Throwing some light on the significant trends in the airborne freight and cargo services in the years to come, Felix Kreutel says that the industry forces us to increase efficiency and offer data transparency. Digitization and new technologies will therefore shape the industry in the long run, feels Kreutel. But, also Big Data and especially block chains will definitely have a huge impact by improving security and transparency throughout the supply chain. Interfaces have to be aligned and we need to implement data platforms where we integrate the whole supply chain. “Block chains can support the building of logistic data backbones by cloud solutions or other data networks. We must come to a point where all the community systems at various airports are able to communicate with each other – we need a network of trusted networks,” he adds.
Mark Whitehead stresses on collaboration as the main key to the industry’s future development. The task of fostering, setting, enforcing and maintaining acceptable standards across the entire global industry is too big for any one body.
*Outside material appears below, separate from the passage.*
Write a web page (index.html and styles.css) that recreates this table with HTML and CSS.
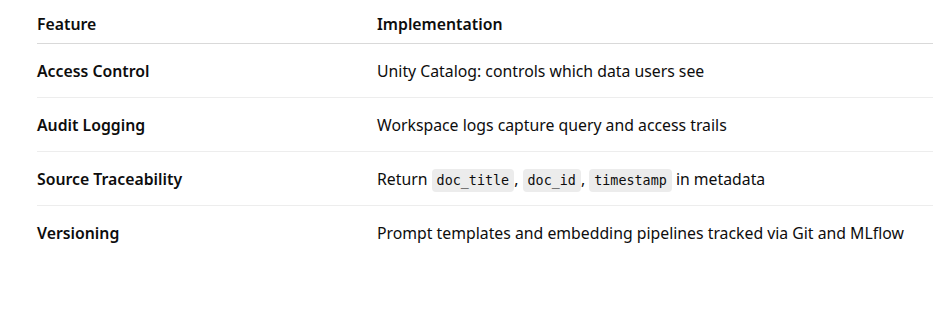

A viable alternative route is to foster the creation of local air cargo communities, generally led by airport owners, which will facilitate the sharing of information, ideas and best practice, ease communication and cooperation with local regulators and official bodies, and mobilise effective marketing efforts. “There are several examples of this policy in action, such as Hong Kong: and the results are highly positive, and demonstrate that more can be achieved by a team than by individuals. And, this practice should be promoted to increase the importance of Air Cargo across the country,” Whitehead signs off.
The world’s emerging market and regions are also expected to deliver the fastest growth in air cargo volumes over the next five years, led by the Middle East and Africa, observes Sanjiv Edward from DIAL. “Strongest forecast growth is foreseen on trade lanes between Asia and the Middle East, within the Middle East region too, and between North and South America due to several initiatives impelled worldwide to provide momentum to the freight and cargo services, especially in the new era of e-commerce and globalised economy,” he adds.
Chatterjee from Deloitte throws considerable light on the significant trends in the airborne freight and cargo services in the years to come. “In the coming years customer tolerance time will reduce further and we are already seeing a major shift towards mass customisation. The delivery lead times will be the key and, hence, airborne freight and cargo services are going to expand significantly. There will be specialised carriers who will be able to transport both passengers and cargo in the same plane (which happens mostly as we still do not have much of dedicated air freight carriers in India). We expect to see disruptions in business model in this sector,” he explains.
The governments should be investing in creating industrial parks and make land available for building facilitation centres around the airport areas. They should also invest in creating a good road transportation network for efficient distribution. Road transportation is a very critical component of air cargo. The government should also work on reducing bureaucracy and pull down the hurdles created by border control processes. Everything that the governments do should be done to facilitate trade and distribution rather than policing it. Today, there is no room for traditional way of doing business. In the air transportation business, the future will belong to fully autonomous aircraft. Cargo drone startups like Natilus will lead this space with large commercial drones ploughing the traditional air routes at much lower operating costs.